Simulating devil facial tumour disease outbreaks across empirically derived contact networks.

Published online
18 Apr 2012
Content type
Journal article
Journal title
Journal of Applied Ecology
DOI
10.1111/j.1365-2664.2011.02103.x

Author(s)
Hamede, R. & Bashford, J. & Jones, M. & McCallum, H.
Contact email(s)
rkhamede@utas.edu.au

Publication language
English

Abstract

Understanding the nature and characteristics of contact heterogeneities is crucial for predicting the epidemic behaviour of infectious diseases. Nonetheless, few studies include contact heterogeneities when modelling disease outbreaks in wildlife, which differ in their population impact from human diseases. We use empirical estimates of contact heterogeneities and network metrics to simulate outbreaks of devil facial tumour disease (DFTD), an extinction-threatening infectious cancer. We incorporate tuneable algorithms, with a range of transmission rates and latent periods of DFTD, to grow devil population networks capable of reproducing observed aspects of devil ecology, demographic and seasonal-based mixing preferences. The outputs of the network model are compared with a stochastic mean-field model, in which every individual is equally likely to pass or acquire infection through time. Our network model predicts a lower epidemic threshold for DFTD compared with the stochastic mean-field model. While host extinction probabilities are similar in both models, the network model predicts faster devil extinction and higher DFTD extinction probabilities, particularly for intermediate levels of transmissibility. While the time taken to devil extinction increases with the longer estimate of latent period, probabilities of both, disease and devil extinction, are greater with the shorter latent period. Host-pathogen coexistence is strictly subject to the longest plausible estimate of latent period and low transmissibility. Synthesis and applications. In the particular case of DFTD, incorporating observed host network structure has only a modest effect on the outcome of the host pathogen interaction.
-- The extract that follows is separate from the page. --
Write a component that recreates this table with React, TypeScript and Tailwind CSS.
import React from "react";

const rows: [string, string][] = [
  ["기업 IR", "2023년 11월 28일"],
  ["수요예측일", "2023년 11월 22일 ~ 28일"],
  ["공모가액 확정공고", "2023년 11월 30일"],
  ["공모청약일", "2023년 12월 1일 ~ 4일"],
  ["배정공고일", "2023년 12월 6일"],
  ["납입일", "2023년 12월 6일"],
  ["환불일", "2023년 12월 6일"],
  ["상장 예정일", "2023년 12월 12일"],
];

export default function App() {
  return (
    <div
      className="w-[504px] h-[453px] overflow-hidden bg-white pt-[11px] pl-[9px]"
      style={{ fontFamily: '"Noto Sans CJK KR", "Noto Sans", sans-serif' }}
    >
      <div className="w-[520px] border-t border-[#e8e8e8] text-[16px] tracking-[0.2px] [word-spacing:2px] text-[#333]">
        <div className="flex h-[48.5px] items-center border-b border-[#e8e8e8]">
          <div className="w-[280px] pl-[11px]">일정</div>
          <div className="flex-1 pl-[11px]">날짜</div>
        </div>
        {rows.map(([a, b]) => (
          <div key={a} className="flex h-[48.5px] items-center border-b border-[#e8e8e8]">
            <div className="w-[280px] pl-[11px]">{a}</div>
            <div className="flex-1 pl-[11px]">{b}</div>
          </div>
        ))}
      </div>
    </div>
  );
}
In general, however, non-random network structure may have major implications for the management of wildlife diseases. Our results suggest that this is particularly likely for pathogens in which the probability of transmission given a contact is intermediate. Our approach provides a template for using empirically obtained data on contact networks to develop models to explore the extent to which network structure influences R0, the probability of extinction and the mean time until extinction.